無償減資の仕訳には、資本金を減少させてその他剰余金を増加させる場合、配当の原資である分配可能額を増やし今後の株主への配当の備えにする場合、欠損填補として資本金を充当する場合があります。

減資によって欠員填補する場合は、資本金を減少する減資、減資によって発生したその他剰余金と欠員填補にあてるという2段階により行います。

減資の理由は赤字補填と節税対策

赤字を補填するために減資をする

会社の業績の指標でわかりやすいのが「黒字」と「赤字」。日本の法人数約100万のうちで、黒字の企業は約4分の1、赤字の企業が約4分の3だといわれています。現状では赤字企業が多いと言われています。

赤字決算では銀行からお金を借りにくいため、赤字を脱するためには営業利益を拡大して売り上げを増やしたり、経費を減らして経営利益を上げるということが基本ですが、それでも赤字を脱することができない場合に赤字を補てんする方法として減資という選択肢があります。

節税対策で減資をする

日本の税制では、資本金が大きい大企業からたくさん税金を取る仕組みになっています。
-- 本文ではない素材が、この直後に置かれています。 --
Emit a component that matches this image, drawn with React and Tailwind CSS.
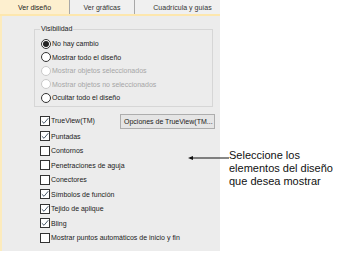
import React from "react";

const ui = { fontFamily: '"Liberation Sans", Arial, sans-serif' };

const Radio = ({ label, checked, disabled }) => (
  <div className="flex items-center h-[13.5px]">
    <span
      className={`w-[10px] h-[10px] rounded-full border flex items-center justify-center bg-white ${
        disabled ? "border-[#c9c9c9] bg-[#f4f4f4]" : "border-[#333333]"
      }`}
    >
      {checked && <span className="w-[6px] h-[6px] rounded-full bg-[#222222]" />}
    </span>
    <span className={`ml-[1px] ${disabled ? "text-[#a6a6a6]" : "text-[#1a1a1a]"}`}>{label}</span>
  </div>
);

const Check = ({ label, checked }) => (
  <div className="flex items-center h-[14.5px] shrink-0">
    <span className="w-[10px] h-[10px] border border-[#333333] bg-white flex items-center justify-center">
      {checked && (
        <svg width="8" height="8" viewBox="0 0 8 8">
          <path d="M0.8 4.2 L3 6.3 L7.3 1.2" fill="none" stroke="#4a5a6a" strokeWidth="1" />
        </svg>
      )}
    </span>
    <span className="ml-[1px] text-[#1a1a1a] whitespace-nowrap">{label}</span>
  </div>
);

export default function App() {
  return (
    <div className="w-[339px] h-[261px] bg-white flex items-start" style={ui}>
      <div className="w-[220px] h-[251px] bg-[#ececec] flex flex-col text-[7px] leading-none">
        {/* tabs */}
        <div className="flex h-[14px] shrink-0 bg-white">
          <div className="w-[70px] bg-[#fdefcf] border-r border-[#a8a8a8] flex items-center justify-center text-[#222]">
            Ver diseño
          </div>
          <div className="w-[65px] bg-[#f0f0f0] border-r border-[#a8a8a8] flex items-center justify-center text-[#333]">
            Ver gráficas
          </div>
          <div className="flex-1 bg-[#f0f0f0] flex items-center justify-center pl-[10px] text-[#333]">
            Cuadrícula y guías
          </div>
        </div>
        <div className="h-[2px] bg-[#fde7ae] shrink-0" />
        <div className="flex-1 flex flex-col border-l-2 border-[#fcebbd] pl-[32px]">
          {/* group box */}
          <div className="mt-[13px] w-[179px] h-[78px] border border-[#d6d6d6] relative flex flex-col pl-[6px] pt-[7px]">
            <span className="absolute -top-[5px] left-[5px] px-[1px] bg-[#ececec] text-[#1a1a1a]">Visibilidad</span>
            <Radio label="No hay cambio" checked />
            <Radio label="Mostrar todo el diseño" />
            <Radio label="Mostrar objetos seleccionados" disabled />
            <Radio label="Mostrar objetos no seleccionados" disabled />
            <Radio label="Ocultar todo el diseño" />
          </div>
          {/* checkboxes */}
          <div className="mt-[5px] pl-[6px] flex flex-col">
            <div className="flex items-center">
              <div className="w-[80px]">
                <Check label="TrueView(TM)" checked />
              </div>
              <div className="w-[95px] h-[15px] mt-[2px] border border-[#adadad] bg-[#e5e5e5] flex items-center pl-[3px] text-[#1a1a1a] whitespace-nowrap overflow-hidden">
                Opciones de TrueView(TM...
              </div>
            </div>
            <Check label="Puntadas" checked />
            <Check label="Contornos" />
            <Check label="Penetraciones de aguja" />
            <Check label="Conectores" />
            <Check label="Símbolos de función" checked />
            <Check label="Tejido de aplique" checked />
            <Check label="Bling" checked />
            <Check label="Mostrar puntos automáticos de inicio y fin" />
          </div>
        </div>
      </div>
      <div className="flex items-start mt-[149px]">
        <svg width="42" height="18" viewBox="0 0 42 18" className="-ml-[32px] shrink-0">
          <line x1="2" y1="9" x2="41" y2="9" stroke="#111" strokeWidth="1" />
          <path d="M0 9 L5 7 L5 11 Z" fill="#111" />
        </svg>
        <div className="ml-[-1px] text-[11px] leading-[13px] text-[#111]" style={{ fontFamily: '"Liberation Sans", Arial, sans-serif' }}>
          Seleccione los
          <br />
          elementos del diseño
          <br />
          que desea mostrar
        </div>
      </div>
    </div>
  );
}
例えば資本金が1億円越から1億円以下になると税法が定めている「大企業」から「中小企業」になり、納める税金が場合によっては数百万円から数億円などと大幅に減ることになるのです。

税務メリットは大きいのですが、会社の信用が下がるなどのデメリットもあるので、減資についてはよく考えましょう。

資本金が1,000万円以下の場合の節税について

☑ 1.基本的には開業から2年以下は消費税を免除される。(ただし例外あり。)
☑ 2.法人住民税が安くなる。

資本金が3,000万円以下の場合の節税について

特定の固定資産を一度で償却できたり、税額控除を受けることができる。

資本金が1億円以下の場合の節税について

☑ 1.法人税の税率が一部下がる。
☑ 2.交際費の損金算入部分が大きくなる。
☑ 3.30万円未満の少額減価償却資産が一定額まで全額損金算入できる。
☑ 4.欠損金の全額繰越控除の適用と繰戻還付の適用。
☑ 5.事業税の外形標準課税が対象外になる。

その他にも節税になる項目はあります。

資本金の大切さを理解して資本政策をしっかりと検討しよう

資本金を決めるときは、用意できる資金、受けたい融資の額、会社法や税法など、さまざまな観点で検討して無理のない適切な金額を決めなければいけません。資本金の金額設定で失敗しないためには、資本金の大切さをよく理解することから始めましょう。

資本金について理解をしたら、その次に事業を行う上でどれくらいのお金が必要なのかを計算します。資金調達と株主構成のバランスをとりながら、資本政策をしっかりと検討しましょう。